Every episode, we bring you a story from NPR's recent coverage of the 47th president,
with a focus on ways he's using power like no president before him.
Here is the latest from NPR.
I'm Elsa Chang.
Now to the Adriatic Sea.
Years ago, Ivanka Trump said that she and her husband, Jared Kushner,
were there on a friend's boat.
And off the coast of Albania, they stopped for a swam.
Effectively, that's how we found it. We swam to the islands. We went on a hike, barefoot all the way up to the top, and we were just captivated.
She spoke earlier this month to podcaster David Senra about a stretch of Albania's coastline where she and Kushner plan to build a luxury resort.
Albania's government has given the project preliminary approval, but as Empire's Rob Schmidt's reports from the capital, Tirana, the plans have prompted a growing protest movement against.
government corruption. Every day since the beginning of June, this is the scene outside
Albanian Prime Minister Eddie Rama's office in Tirana. Thousands calling on Rama to resign over a
strip of coastal land. His government is helping President Trump's son-in-law Jared Kushner develop.
Protester Edin Hoshas says the protest have evolved into a show of no confidence in the Albanian government.
We're tired of these guys stealing from us, stealing our resources, selling things that are not there to sell.

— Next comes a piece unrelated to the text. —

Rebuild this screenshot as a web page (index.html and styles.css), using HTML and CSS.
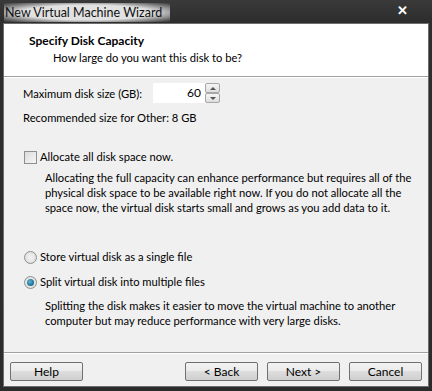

Things like Sazon, an uninhabited island across the sea from Svehannitz, a strip of beach and cliffs along Albania's Adriatic Coast.
In David Senra's podcast that aired earlier this month, Ivanka Trump described both plots of land as belonging to her and Kushner.
Not only the island, but we have five miles of beachfront directly across from the island, this beautiful peninsula with a lagoon on one side, the ocean on the other, beautiful white sand beaches.
In an episode called Ivanka Trump on building the authentic life, Trump told Senra that she and Kushner have helped, quote, realize the land's potential.
For me, it feels more like a challenge than anything else.
The culmination of all of my experience in real estate, all of my travel, a lot of reflection on how I want to live.
But there are already tens of thousands living their lives on this land.
Taulot Bino stands along a dirt road separating wet,
land from fields of salt, glaringly white, sparkling in the sunlight.
The ornithologist holds a pair of binoculars to his eyes and calls out the names of the local
residents.
This is a blackwing stilts, and then you see common turns and little turns.
Just when you came it was a little igrid.
And then flamingo, I saw at least one, but should be more in the lagoon.
There are 250 species of birds here in this nationally protected lagoon called Diosanarte.
Bino points across.
the water to a beach where a road for bulldozers has just been built.
Birds are the first to suffer, but not only birds, they are already suffering because
building an access road in the middle of the breeding season for a lot of species, it's horrendous.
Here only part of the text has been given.